Friday, September 18, 2009

To return to a theme I started many years ago, I commented on this excellent article about why web-site development has got so damned hard. (And remember when we all thought of web-apps as lighter and simpler than desktop apps? What happened?)

Anyway, here's my comment.

I think the problem is less the multiplicity of programming languages, than our insistence that we should always be separating our languages in different places.

This goes against the basic tenets of cohesion and coupling. We cluster unrelated activities together because they happen to have the same syntactic sugar, while separating tightly-coupled activities because half of them happen on the client and the other on the server. Why the hell should this implementation detail have to be reflected in our architecture?

What I'd like, controversially, is to be able to mix-and-match the languages within the same source file, grouping together the python, javascript, html and sql that actually has to work together in one place. I have no trouble dropping into regular expressions or similar DSLs from inside my main code, why should dropping into a layout or query language be different?

Monday, September 14, 2009

WARNING ... SmartDisorganized reboot coming ....

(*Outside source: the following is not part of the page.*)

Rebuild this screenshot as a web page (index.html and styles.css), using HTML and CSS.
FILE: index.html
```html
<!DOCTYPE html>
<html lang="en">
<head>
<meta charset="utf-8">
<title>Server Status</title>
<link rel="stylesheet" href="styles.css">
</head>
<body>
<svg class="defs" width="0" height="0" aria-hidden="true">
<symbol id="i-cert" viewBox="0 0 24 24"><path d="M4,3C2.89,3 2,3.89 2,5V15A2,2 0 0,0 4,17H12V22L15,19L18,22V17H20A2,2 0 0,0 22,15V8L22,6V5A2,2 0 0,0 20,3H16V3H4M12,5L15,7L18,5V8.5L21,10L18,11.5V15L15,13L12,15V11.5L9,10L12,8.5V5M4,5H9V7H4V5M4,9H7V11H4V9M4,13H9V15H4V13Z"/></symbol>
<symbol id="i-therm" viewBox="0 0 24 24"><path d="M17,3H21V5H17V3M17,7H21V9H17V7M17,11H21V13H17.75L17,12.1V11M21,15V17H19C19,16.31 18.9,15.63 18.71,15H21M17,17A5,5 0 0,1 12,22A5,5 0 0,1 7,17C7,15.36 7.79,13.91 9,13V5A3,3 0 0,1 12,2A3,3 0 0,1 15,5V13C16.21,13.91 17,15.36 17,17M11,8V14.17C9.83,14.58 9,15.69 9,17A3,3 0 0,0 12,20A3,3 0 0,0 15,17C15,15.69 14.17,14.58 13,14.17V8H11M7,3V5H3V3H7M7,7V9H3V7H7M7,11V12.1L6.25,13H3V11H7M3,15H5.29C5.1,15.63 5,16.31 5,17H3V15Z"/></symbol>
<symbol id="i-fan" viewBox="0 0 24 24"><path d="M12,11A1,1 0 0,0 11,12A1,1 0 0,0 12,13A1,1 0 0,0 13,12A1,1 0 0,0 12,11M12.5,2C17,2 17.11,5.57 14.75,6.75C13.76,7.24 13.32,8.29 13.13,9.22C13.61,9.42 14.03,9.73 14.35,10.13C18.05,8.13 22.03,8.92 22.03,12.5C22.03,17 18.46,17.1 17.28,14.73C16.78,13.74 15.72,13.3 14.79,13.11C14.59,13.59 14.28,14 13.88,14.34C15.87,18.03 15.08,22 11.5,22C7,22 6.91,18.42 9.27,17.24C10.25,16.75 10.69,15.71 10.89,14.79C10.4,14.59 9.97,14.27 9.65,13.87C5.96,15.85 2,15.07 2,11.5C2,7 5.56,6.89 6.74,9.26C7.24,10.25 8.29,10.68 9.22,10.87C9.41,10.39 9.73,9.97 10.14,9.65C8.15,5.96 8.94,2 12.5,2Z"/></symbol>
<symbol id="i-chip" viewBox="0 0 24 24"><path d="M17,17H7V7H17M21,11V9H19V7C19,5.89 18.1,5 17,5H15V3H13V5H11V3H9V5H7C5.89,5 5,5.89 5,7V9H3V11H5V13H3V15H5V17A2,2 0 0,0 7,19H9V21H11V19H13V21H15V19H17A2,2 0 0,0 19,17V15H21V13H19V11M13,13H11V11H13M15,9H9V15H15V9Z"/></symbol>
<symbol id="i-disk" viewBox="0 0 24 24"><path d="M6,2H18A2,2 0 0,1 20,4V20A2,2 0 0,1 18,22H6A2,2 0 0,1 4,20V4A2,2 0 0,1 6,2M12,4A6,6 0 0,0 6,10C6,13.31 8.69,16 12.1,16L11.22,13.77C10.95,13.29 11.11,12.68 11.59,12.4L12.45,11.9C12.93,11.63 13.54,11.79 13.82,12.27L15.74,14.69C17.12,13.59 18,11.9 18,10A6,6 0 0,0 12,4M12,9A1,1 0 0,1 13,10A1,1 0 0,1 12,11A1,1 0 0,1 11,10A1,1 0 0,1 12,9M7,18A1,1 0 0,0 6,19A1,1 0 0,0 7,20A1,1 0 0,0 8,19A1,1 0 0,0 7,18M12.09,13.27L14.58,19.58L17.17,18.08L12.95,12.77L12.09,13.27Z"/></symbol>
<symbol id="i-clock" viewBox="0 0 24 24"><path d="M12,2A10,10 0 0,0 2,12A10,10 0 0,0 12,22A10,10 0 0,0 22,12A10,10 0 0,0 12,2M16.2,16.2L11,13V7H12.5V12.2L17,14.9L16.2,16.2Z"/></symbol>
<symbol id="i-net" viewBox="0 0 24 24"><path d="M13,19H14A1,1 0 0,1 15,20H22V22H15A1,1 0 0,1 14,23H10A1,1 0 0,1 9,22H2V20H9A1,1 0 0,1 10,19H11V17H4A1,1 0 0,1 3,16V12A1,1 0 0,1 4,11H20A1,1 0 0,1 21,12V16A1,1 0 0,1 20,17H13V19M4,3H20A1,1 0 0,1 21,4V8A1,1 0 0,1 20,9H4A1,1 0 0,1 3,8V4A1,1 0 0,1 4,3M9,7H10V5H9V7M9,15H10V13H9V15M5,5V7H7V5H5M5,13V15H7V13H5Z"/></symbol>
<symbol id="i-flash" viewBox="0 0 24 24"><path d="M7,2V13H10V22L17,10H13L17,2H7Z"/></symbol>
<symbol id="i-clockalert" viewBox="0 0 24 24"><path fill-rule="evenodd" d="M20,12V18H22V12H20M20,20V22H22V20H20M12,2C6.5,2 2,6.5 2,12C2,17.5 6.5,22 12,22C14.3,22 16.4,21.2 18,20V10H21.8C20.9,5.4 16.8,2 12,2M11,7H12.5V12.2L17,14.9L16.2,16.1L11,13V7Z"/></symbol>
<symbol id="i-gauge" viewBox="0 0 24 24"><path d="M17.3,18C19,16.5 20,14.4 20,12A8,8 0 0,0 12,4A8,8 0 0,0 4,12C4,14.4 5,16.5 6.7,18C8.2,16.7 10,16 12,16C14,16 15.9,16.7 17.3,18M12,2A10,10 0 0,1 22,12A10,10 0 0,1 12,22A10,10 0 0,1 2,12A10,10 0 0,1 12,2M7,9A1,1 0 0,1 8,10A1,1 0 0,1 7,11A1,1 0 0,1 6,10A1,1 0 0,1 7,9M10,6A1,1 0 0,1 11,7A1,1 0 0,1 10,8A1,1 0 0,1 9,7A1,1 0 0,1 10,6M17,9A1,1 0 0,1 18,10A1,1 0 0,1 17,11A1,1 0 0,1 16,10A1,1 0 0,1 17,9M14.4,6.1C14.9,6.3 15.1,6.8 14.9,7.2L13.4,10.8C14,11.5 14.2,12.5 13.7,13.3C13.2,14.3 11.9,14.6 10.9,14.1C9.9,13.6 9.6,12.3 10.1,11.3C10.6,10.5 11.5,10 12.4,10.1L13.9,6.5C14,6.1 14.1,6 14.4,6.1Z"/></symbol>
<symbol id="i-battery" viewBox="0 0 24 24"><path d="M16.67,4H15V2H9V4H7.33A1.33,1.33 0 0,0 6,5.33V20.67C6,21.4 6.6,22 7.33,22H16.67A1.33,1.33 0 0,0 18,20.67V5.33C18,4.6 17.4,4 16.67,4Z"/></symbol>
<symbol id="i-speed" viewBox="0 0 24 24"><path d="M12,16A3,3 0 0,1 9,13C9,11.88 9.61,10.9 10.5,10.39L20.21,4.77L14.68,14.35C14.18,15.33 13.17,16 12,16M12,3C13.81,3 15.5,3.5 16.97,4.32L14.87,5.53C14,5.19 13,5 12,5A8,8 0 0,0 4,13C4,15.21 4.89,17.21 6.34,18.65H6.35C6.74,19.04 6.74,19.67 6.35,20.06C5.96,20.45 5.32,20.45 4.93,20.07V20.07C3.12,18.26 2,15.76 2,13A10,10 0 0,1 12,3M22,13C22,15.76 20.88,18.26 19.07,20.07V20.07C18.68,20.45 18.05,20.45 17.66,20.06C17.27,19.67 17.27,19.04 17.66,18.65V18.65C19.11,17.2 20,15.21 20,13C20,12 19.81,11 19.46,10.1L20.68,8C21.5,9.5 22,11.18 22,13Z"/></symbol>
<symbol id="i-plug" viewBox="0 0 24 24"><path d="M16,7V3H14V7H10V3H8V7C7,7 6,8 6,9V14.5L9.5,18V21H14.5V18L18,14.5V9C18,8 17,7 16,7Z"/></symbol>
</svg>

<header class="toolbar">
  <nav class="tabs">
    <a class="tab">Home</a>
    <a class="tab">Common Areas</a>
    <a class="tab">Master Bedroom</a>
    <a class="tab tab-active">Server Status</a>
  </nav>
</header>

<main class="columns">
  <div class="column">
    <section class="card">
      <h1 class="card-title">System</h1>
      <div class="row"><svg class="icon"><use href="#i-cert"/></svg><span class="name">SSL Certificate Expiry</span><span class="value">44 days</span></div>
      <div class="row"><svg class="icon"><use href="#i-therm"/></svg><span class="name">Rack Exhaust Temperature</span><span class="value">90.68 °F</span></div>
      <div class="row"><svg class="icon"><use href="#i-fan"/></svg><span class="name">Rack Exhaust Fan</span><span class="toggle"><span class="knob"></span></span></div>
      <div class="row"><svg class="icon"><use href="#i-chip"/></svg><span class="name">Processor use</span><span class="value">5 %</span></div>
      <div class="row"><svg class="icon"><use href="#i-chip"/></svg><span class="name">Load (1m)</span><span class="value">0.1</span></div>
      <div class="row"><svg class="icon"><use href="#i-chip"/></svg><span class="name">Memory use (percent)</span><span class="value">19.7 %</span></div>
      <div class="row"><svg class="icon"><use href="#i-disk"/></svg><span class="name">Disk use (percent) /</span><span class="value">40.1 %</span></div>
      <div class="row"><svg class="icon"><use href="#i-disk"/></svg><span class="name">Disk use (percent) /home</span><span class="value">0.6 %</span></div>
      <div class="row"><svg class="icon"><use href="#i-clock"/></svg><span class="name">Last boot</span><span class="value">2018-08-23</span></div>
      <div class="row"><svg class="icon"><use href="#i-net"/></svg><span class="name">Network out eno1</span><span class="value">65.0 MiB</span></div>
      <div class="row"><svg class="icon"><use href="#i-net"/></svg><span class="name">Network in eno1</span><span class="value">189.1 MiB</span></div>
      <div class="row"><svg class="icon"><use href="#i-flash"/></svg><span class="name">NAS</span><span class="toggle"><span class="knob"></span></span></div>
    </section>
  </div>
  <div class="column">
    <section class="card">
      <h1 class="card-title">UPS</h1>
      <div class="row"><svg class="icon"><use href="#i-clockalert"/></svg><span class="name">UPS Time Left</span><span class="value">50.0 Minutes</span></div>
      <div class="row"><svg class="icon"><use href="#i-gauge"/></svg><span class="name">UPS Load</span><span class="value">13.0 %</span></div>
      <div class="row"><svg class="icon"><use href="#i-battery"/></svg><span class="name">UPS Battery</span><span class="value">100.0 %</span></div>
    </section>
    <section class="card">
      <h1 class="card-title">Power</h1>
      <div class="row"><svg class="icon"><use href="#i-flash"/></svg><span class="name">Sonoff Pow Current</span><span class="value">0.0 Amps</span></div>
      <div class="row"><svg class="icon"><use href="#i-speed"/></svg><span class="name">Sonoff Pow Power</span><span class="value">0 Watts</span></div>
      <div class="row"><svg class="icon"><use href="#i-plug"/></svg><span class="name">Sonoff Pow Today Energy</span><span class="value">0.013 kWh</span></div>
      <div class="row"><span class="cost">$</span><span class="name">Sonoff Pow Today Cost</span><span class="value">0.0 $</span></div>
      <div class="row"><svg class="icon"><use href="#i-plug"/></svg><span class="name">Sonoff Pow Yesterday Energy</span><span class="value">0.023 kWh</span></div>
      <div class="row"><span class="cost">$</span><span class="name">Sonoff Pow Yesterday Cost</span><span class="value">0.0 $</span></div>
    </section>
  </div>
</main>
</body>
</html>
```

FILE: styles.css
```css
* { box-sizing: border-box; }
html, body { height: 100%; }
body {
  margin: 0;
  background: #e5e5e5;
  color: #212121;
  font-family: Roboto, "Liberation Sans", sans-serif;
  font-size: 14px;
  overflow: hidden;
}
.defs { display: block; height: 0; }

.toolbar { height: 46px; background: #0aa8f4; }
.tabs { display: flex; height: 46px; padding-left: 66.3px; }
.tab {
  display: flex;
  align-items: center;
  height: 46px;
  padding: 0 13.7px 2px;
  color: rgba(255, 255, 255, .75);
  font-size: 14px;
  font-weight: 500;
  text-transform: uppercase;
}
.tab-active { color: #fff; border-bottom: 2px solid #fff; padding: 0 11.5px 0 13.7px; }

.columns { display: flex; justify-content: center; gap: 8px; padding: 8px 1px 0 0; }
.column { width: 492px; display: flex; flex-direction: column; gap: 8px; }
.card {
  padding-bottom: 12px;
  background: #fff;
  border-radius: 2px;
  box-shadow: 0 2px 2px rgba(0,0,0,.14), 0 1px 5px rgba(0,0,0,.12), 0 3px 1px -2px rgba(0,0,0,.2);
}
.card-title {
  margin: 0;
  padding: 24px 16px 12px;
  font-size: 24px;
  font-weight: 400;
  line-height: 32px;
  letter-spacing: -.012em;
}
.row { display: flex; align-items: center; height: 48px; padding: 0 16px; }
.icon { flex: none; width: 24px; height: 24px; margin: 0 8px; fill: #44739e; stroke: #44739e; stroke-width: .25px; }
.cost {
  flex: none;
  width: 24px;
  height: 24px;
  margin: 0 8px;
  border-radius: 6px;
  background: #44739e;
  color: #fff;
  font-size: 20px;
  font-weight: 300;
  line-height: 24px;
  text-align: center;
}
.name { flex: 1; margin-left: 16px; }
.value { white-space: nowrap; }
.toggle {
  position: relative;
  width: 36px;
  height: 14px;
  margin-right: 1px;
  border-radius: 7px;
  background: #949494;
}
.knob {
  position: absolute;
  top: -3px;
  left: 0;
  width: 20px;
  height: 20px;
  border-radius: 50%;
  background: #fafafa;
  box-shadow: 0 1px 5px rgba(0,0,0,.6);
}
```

Saturday, September 12, 2009

This is an absolutely brilliant summary of the virtues of PHP.

The important point is that these virtues aren't going away. By comparison this seems to miss the point. In 2020 we won't be programming the web with an advanced Python framework (wonderful as python is). We'll have something which does what PHP did for CGI or Processing does Java, ie. wrap a purpose built, sophisticated back-end (something like Google Application Engine) in a light, domain-specific language. That language won't look like PHP. It would be nice if it looked like Python, but I suspect Javascript is a more likely model.

But it will retain the virtues of PHP : none of this fussy separation of presentation and logic; easy discoverability of where URLs go; fast iterative development; big built-in library etc.